Es begann eine Diskussion darüber, ob deutsche Fußballer wirklich gut genug sind, anderen Mannschaften ihr Spiel aufzuzwingen. Die letzten Spiele, auch das jüngste gegen die Zwerge aus Aserbaidschan, ließen Zweifel daran aufkommen. Der Bundestrainer stellte sich den Diskussionen, betonte immer wieder, dass das Team noch lange nicht weltspitze sei, und bastelte weiter an seiner Mannschaft.

Jetzt vor dem Spiel gegen Südafrika steht Löw in der Kritik, weil er einen gewissen Stefan Kießling, der in den ersten vier Spielen der Bundesligasaison vier Tore für Leverkusen geschossen hat, nicht nominiert hat. Stefan Kießling als Retter der lahmenden deutschen Offensive? Stefan wer?

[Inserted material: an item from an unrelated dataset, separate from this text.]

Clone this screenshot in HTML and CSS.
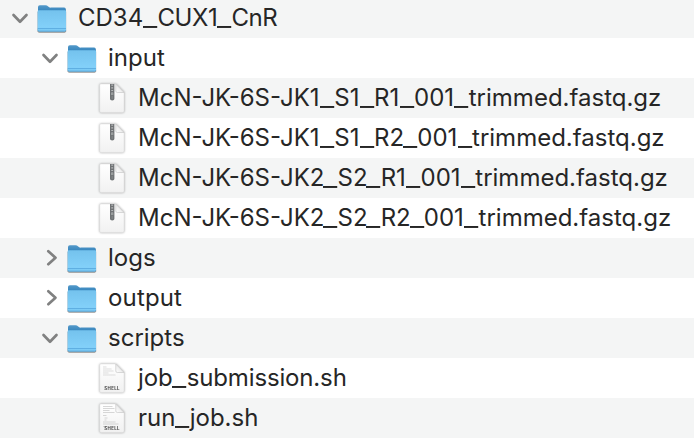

Da muss das Partyvolk passen.

Das Nationalteam ist längst zur spaßfreien Zone geworden. Dem Bundestrainer wird es recht sein, dass rund um die Stadien, in denen sein Team aufläuft, nicht mehr der schwarz-rot-goldene Wahnsinn regiert. Er muss die WM-Qualifikation schaffen. Vielleicht sogar mit Stefan Kießling. Erst dann kann wieder eine große Sause gefeiert werden. Wie gesagt. In 280 Tagen beginnt die WM.